À ce volet « Nicolas » s’imbrique celui « Sempé et Goscinny ». Ici, la place est laissée au style plus coloré, plus plein, plus rempli, que l’illustrateur utilisait dans ses dessins humoristiques publiés dans The New Yorker, L’Express, Le Figaro, Paris Match, etc. Quant au contenu, il éclaire beaucoup sur l’histoire somme toute peu connue de ses deux artistes. De cela, on aurait pris davantage dans ce film où le passage d’un style visuel à l’autre et du documentaire à la fiction se fait avec une fluidité et un naturel absolument enchanteurs.

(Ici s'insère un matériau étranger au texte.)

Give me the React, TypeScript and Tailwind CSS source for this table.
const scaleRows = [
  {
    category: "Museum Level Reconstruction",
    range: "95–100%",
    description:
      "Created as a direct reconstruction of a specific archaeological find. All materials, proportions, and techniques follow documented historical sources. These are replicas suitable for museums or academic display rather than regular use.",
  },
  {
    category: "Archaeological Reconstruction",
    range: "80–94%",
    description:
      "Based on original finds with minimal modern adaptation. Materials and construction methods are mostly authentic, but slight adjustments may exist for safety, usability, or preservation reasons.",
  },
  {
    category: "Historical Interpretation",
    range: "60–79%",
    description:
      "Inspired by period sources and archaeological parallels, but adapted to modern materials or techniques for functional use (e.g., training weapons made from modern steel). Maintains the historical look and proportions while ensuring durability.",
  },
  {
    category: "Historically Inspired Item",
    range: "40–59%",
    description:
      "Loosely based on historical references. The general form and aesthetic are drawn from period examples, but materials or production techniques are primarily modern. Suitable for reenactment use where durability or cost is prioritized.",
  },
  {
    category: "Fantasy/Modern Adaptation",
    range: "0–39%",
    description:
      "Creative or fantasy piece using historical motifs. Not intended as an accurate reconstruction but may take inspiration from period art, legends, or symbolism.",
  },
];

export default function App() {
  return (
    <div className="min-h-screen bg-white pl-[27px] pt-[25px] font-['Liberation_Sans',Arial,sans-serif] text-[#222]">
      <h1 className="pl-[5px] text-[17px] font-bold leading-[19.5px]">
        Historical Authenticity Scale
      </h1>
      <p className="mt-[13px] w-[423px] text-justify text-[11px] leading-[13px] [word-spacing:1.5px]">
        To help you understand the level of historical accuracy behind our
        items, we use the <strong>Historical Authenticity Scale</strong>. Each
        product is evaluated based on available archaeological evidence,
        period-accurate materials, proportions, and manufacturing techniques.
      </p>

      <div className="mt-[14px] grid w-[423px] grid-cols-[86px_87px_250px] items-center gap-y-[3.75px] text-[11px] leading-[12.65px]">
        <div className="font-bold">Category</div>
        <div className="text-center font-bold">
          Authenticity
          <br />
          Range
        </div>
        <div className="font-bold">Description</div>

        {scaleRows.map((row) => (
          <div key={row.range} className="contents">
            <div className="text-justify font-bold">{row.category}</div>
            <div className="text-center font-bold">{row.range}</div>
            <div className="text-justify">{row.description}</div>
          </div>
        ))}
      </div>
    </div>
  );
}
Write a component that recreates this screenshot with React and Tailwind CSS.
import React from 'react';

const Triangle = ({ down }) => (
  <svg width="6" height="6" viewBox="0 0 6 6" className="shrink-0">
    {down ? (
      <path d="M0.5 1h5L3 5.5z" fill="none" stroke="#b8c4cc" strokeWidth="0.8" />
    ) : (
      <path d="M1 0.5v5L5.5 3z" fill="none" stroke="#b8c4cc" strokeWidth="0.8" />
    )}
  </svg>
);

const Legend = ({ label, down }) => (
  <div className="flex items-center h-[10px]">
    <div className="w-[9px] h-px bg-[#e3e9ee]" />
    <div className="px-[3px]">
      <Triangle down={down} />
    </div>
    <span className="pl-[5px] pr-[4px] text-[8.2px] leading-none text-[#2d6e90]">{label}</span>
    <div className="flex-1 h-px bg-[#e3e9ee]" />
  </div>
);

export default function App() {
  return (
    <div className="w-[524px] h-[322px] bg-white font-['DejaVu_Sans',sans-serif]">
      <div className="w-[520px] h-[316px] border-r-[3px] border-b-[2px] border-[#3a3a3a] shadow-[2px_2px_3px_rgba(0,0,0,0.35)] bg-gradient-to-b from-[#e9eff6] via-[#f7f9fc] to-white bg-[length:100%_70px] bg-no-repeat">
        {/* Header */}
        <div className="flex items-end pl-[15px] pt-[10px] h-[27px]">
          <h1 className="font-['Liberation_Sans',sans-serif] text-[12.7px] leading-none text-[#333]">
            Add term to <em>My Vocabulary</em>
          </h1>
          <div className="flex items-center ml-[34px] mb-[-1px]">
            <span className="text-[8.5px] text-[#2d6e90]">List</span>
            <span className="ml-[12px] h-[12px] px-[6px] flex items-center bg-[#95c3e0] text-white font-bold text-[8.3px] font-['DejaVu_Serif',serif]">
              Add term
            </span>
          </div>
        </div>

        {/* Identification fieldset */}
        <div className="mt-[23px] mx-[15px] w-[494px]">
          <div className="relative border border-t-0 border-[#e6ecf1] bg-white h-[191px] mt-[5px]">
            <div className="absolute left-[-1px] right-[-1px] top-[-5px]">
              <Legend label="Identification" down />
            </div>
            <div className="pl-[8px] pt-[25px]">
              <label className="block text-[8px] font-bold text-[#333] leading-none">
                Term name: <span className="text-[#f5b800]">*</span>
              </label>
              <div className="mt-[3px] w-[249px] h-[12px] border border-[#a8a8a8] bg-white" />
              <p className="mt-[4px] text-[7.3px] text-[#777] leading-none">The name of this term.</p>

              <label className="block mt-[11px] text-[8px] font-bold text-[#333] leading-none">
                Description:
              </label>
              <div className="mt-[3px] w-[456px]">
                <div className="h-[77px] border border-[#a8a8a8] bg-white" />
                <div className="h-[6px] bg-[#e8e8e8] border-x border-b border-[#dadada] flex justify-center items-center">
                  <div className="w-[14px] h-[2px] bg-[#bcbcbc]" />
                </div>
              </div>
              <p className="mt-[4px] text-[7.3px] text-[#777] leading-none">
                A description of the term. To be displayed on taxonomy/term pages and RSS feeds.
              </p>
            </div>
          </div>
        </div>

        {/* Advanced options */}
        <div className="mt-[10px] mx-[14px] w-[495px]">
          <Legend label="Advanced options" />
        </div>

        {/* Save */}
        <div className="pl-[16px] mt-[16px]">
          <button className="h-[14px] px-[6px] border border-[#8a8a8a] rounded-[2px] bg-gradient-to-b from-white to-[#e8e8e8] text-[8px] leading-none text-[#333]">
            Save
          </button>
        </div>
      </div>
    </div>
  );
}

Ainsi, l’humour du gamin et de celui de ses papas cohabite à merveille avec le touchant. Et le très émouvant. Parce que cette profonde amitié qui s’est déclinée pendant une dizaine d’années sur papier a été brutalement fauchée quand René Goscinny s’est éteint le 5 novembre 1977, à l’âge de 51 ans. La vie avait fait que les voies des deux hommes s’étaient éloignées, mais le destin veillait sur leur amitié : ils s’étaient revus une dizaine de jours avant le drame. S’éteint alors la voix d’Alain Chabat, qui s’était glissé avec chaleur, douceur, rondeur et humour dans celle de Goscinny. Portée par Laurent Lafitte, la peine du papa survivant va alors droit au coeur. Même chose pour celle de Nicolas, désormais à moitié orphelin : le jeune Simon Faliu excelle du début du film à sa toute fin.
Le petit Nicolas. Qu’est-ce qu’on attend pour être heureux ? est un bel hommage à deux grands artistes et à leur travail commun. Un hommage d’une fidélité totale à leurs styles respectifs. L’humour de l’un, l’élégance de l’autre. L’intelligence des deux.